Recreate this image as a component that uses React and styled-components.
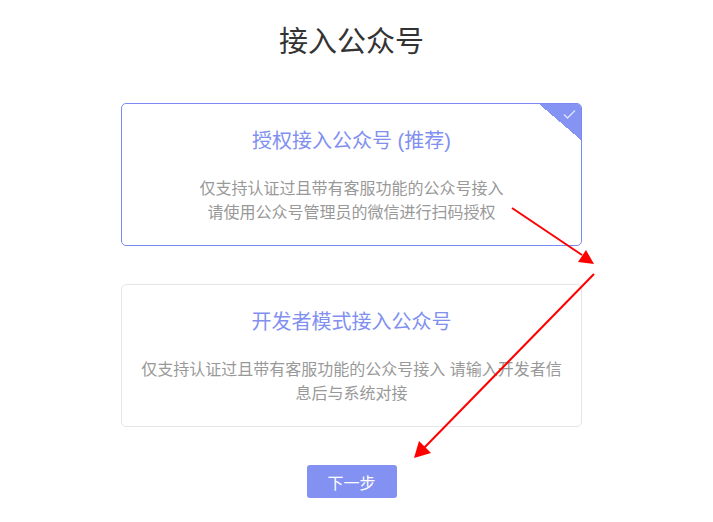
import React, { useState } from 'react';
import styled, { createGlobalStyle } from 'styled-components';

const GlobalStyle = createGlobalStyle`
  html, body {
    margin: 0;
    padding: 0;
    background: #fff;
  }
  body {
    font-family: "Liberation Sans", "Noto Sans CJK SC", sans-serif;
  }
`;

const Page = styled.div`
  position: relative;
  width: 703px;
  min-height: 522px;
  padding-top: 22px;
  box-sizing: border-box;
  display: flex;
  flex-direction: column;
  align-items: center;
`;

const Title = styled.h1`
  margin: 0 0 41px;
  font-size: 29px;
  line-height: 40px;
  font-weight: normal;
  color: #333;
`;

const CardList = styled.div`
  display: flex;
  flex-direction: column;
  gap: 38px;
`;

const Card = styled.div`
  position: relative;
  width: 461px;
  box-sizing: border-box;
  padding: 25px 16px 20px;
  border: 1px solid ${(p) => (p.$active ? '#7b8bf4' : '#e6e6e6')};
  border-radius: 5px;
  text-align: center;
  overflow: hidden;
  cursor: pointer;
  background: #fff;
`;

const CardTitle = styled.div`
  font-size: 20px;
  line-height: 24px;
  color: #8190f0;
`;

const CardDesc = styled.div`
  margin-top: 24px;
  font-size: 16px;
  line-height: 24px;
  color: #999;
`;

const Corner = styled.div`
  position: absolute;
  top: 0;
  right: 0;
  width: 42px;
  height: 36px;
  background: linear-gradient(to bottom left, #8594f2 50%, transparent 50%);

  svg {
    position: absolute;
    top: 6px;
    right: 5px;
  }
`;

const NextButton = styled.button`
  margin-top: 38px;
  width: 90px;
  height: 33px;
  border: none;
  border-radius: 3px;
  background: #8392f2;
  color: #fff;
  font-family: inherit;
  font-size: 16px;
  cursor: pointer;
`;

const Annotation = styled.svg`
  position: absolute;
  top: 0;
  left: 0;
  pointer-events: none;
`;

const options = [
  {
    title: '授权接入公众号 (推荐)',
    lines: ['仅支持认证过且带有客服功能的公众号接入', '请使用公众号管理员的微信进行扫码授权'],
  },
  {
    title: '开发者模式接入公众号',
    lines: ['仅支持认证过且带有客服功能的公众号接入 请输入开发者信息后与系统对接'],
  },
];

export default function App() {
  const [selected, setSelected] = useState(0);

  return (
    <>
      <GlobalStyle />
      <Page>
        <Title>接入公众号</Title>
        <CardList>
          {options.map((opt, i) => (
            <Card key={opt.title} $active={selected === i} onClick={() => setSelected(i)}>
              {selected === i && (
                <Corner>
                  <svg width="13" height="9" viewBox="0 0 13 9" fill="none">
                    <path d="M1 4.5l3.5 3.5 7.5-7.5" stroke="#dfe3ff" strokeWidth="1.3" />
                  </svg>
                </Corner>
              )}
              <CardTitle>{opt.title}</CardTitle>
              <CardDesc>
                {opt.lines.map((l) => (
                  <div key={l}>{l}</div>
                ))}
              </CardDesc>
            </Card>
          ))}
        </CardList>
        <NextButton>下一步</NextButton>

        <Annotation width="713" height="522" viewBox="0 0 713 522">
          <line x1="512" y1="208" x2="582" y2="255" stroke="#f00" strokeWidth="2" />
          <polygon points="594,264 578,262 586,250" fill="#f00" />
          <line x1="594" y1="274" x2="424" y2="448" stroke="#f00" strokeWidth="2" />
          <polygon points="414,458 419,441 431,453" fill="#f00" />
        </Annotation>
      </Page>
    </>
  );
}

##########

GIVEN INSTRUCTION - Return, from the data, each line that has the word "components" in it.

COMPLETE OUTPUT -
Recreate this image as a component that uses React and styled-components.
import styled, { createGlobalStyle } from 'styled-components';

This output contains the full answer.